To understand points, first understand tags. To manage their elk herds, state game departments break elk country up into units. Some units are managed for quantity, providing over-the-counter-tags (OTC) for plenty of hunters. Others are managed for quality, where managers limit the number of tags and hunters in a unit—hence the limited-entry tag. These units are managed for big mature bulls. For these tags, there will typically be one or two ways you can draw them, and it all boils down to points.
Preference vs. Bonus
Every year you don’t draw a tag you receive a consolation prize (in most states)—the reward being a point. The point system falls into two categories: preference points and bonus points. Each state has a unique approach in their distribution of them, but here are some of the basics.
The preference point system works as a natural hierarchy—the applicant with the most points gets the tag. This type of system caters to the person who has put in the longest and worked their way up the ladder. Let’s say you put in for a unit with five points and your buddy puts in with four points. You, and everyone else with five points, automatically will draw the tag before your buddy. Once everyone with five points has drawn, the system moves down and chooses from those with four points, continuing this track until all of the tags are gone.
This might seem unfair to young or new hunters, but preference points provide degrees of certainty and predictability that the bonus system does not.
Bonus points, on the other hand, work just like raffle tickets—the more points you have, the higher your probability of winning. If you put in for a unit with five bonus points, your name goes in the hat six times (one for the current year and five for all your points). Every year you are unsuccessful, your bonus point is added to your cumulative total. Under this system, you still have a chance of drawing a low-probability tag with zero points, an impossible prospect under the preference point system.

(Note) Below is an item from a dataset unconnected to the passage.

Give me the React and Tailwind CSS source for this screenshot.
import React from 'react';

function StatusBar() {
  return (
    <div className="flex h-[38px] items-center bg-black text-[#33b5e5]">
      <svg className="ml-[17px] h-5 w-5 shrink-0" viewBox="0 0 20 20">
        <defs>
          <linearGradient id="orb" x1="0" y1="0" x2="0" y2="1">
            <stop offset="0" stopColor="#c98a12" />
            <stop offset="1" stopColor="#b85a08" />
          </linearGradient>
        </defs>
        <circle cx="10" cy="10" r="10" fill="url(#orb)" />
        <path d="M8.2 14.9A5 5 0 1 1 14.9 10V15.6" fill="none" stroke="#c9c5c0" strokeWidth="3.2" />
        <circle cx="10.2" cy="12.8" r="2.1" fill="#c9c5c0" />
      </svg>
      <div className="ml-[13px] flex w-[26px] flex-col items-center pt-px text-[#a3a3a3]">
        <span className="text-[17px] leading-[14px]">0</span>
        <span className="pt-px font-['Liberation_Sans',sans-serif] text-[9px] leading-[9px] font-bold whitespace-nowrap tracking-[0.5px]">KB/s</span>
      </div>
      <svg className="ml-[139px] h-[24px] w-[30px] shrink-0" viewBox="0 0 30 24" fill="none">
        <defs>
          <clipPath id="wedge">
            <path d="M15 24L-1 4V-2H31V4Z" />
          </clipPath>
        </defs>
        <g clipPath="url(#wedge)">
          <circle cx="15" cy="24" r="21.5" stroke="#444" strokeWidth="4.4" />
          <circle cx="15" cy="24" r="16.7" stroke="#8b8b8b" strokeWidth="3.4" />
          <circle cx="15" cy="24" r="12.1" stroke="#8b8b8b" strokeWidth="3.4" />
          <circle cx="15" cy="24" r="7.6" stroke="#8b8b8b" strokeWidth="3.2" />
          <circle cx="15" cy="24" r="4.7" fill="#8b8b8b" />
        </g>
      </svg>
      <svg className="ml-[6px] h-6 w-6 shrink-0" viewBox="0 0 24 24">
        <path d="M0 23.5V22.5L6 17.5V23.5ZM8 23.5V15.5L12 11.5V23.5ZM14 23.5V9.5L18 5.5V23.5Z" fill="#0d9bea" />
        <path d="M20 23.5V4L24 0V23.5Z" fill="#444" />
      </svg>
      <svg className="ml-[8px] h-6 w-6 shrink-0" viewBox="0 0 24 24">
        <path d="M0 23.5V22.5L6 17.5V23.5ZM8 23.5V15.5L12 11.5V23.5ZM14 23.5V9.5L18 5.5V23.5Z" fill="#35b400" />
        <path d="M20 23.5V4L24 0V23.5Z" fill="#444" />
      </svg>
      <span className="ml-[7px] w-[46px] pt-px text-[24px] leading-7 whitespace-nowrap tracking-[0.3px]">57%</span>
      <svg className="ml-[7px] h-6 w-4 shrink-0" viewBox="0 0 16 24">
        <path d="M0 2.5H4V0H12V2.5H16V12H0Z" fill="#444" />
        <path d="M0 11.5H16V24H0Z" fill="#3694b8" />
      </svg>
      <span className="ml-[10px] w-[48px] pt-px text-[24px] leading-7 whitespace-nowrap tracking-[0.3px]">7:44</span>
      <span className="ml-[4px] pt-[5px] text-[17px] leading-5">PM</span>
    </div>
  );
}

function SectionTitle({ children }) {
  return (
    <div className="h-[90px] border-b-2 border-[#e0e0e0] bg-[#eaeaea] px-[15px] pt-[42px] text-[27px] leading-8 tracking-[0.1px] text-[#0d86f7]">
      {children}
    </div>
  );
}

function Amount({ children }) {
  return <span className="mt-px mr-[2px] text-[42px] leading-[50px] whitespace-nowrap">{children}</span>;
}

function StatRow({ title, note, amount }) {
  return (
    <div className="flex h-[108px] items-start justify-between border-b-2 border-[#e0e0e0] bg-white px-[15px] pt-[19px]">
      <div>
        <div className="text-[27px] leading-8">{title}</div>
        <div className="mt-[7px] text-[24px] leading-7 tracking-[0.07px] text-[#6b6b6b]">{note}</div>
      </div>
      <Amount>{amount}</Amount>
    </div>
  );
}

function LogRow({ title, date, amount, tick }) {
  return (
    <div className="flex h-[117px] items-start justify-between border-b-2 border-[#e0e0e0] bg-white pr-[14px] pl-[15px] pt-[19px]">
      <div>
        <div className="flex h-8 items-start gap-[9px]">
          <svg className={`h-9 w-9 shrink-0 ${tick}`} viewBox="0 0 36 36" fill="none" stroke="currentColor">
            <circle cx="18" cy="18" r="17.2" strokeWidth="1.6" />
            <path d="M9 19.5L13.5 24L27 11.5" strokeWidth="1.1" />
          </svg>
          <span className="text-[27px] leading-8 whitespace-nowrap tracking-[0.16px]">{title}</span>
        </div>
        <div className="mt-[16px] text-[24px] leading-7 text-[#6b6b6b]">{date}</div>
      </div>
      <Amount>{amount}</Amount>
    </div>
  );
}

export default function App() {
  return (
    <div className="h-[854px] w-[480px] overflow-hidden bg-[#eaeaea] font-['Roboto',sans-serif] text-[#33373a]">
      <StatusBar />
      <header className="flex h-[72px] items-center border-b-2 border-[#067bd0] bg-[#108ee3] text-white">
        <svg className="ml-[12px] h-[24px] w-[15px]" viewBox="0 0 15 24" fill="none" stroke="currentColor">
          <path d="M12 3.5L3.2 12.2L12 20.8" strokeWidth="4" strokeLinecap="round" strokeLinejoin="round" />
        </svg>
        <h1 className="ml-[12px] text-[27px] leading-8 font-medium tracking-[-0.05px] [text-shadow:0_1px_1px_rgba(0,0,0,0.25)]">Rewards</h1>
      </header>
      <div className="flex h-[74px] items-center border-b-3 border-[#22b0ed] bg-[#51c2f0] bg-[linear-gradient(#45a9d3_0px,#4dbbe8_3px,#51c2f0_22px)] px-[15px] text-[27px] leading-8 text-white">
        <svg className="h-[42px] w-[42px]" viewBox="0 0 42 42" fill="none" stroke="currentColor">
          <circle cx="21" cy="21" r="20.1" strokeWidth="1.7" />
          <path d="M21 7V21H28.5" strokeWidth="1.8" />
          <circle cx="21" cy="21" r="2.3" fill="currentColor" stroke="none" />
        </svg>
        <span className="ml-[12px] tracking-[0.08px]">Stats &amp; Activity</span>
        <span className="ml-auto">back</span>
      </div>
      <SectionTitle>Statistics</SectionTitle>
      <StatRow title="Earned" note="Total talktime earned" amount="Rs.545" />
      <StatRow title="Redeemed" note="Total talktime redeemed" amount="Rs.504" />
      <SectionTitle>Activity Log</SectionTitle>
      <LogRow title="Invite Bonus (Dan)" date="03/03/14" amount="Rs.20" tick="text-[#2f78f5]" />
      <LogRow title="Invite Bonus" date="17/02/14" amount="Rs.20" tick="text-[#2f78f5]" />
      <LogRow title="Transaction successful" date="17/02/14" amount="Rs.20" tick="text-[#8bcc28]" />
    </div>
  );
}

If you apply in multiple states, keep in mind that each state applies its own twist to the game. For example, while bonus points are typically added from year to year, states like Montana and Nevada square their points. This means that if you have put in for four years and received a bonus point every year, you have 16 total points.

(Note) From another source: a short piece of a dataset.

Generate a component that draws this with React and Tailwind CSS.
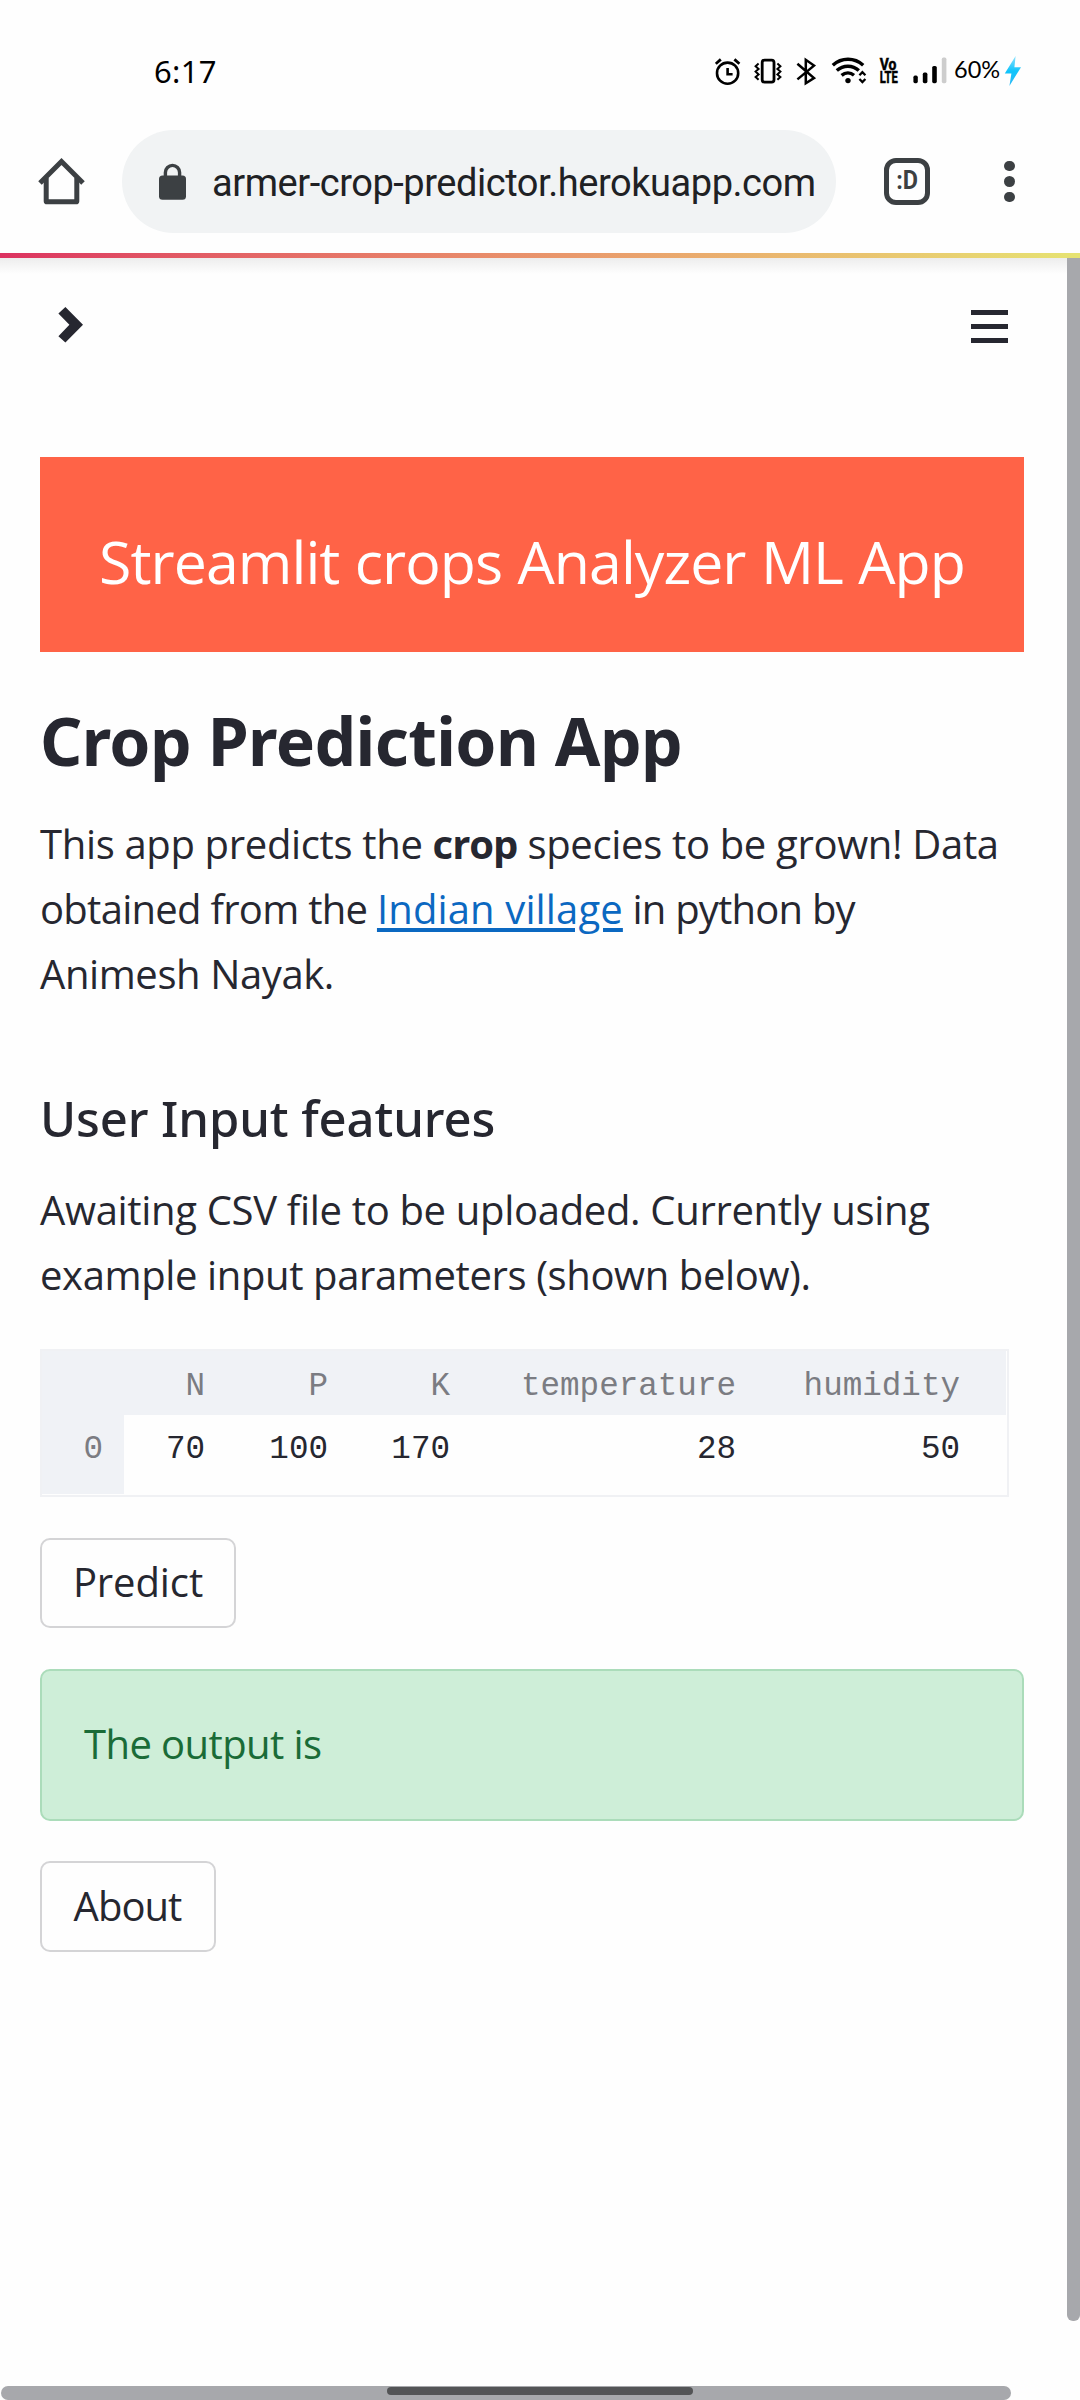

In other states like Arizona, you can apply for a bonus point without putting in for the actual tag, which is handy if you drew a mountain goat tag in Wyoming and didn’t want to spend time scouting elk down south.
Regardless if the points are bonus or preference, once you draw a tag, your points go back to zero. For each species you put in for you are eligible to get one point per year.
With any game you need a strategy. It’s always smart to check your drawing odds and previous year’s harvest statistics before putting in.
When applying, you’ll be allowed multiple unit choices for each species, and the system allows you to prioritize these options. For your first choice, it’s a good idea to go for the long shot and put in for areas with low probability; if you don’t draw you still get your bonus point. For your second and third choices you may want to act more conservatively—look for areas in low demand that, in turn, give you better odds in total. Just be sure you don’t burn your points for choices you don’t really want.
It’s a whirlwind of a lottery system, but it could land you the chance of a lifetime. Check your state’s details and mark your calendars—deadlines are closer than you think.